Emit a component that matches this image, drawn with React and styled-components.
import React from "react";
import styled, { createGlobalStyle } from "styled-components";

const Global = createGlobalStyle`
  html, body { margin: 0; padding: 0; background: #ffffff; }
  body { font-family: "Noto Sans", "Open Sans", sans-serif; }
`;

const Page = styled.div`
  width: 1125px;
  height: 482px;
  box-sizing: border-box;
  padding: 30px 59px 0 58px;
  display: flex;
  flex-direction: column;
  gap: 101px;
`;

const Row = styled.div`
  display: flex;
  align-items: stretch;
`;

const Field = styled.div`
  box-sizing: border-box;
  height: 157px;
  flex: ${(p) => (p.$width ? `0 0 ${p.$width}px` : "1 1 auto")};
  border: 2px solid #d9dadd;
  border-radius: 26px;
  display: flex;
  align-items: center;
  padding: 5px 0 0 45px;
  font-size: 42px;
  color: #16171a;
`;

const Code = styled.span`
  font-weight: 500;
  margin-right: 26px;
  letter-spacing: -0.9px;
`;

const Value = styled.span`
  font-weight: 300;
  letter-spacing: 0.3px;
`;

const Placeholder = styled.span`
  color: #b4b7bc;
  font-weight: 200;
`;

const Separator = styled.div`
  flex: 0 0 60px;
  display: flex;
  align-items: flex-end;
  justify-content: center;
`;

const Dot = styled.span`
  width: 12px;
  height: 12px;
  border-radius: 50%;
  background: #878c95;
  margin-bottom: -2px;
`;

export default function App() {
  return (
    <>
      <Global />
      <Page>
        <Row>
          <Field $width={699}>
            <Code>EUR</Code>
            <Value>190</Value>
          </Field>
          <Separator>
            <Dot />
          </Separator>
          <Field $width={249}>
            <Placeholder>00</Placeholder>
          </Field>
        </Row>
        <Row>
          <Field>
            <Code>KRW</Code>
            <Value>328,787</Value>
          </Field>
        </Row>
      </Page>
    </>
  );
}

---+---

## JOB
Tally the lines of the listing above that include the word "React". Answer with the number alone.

## RESULT
2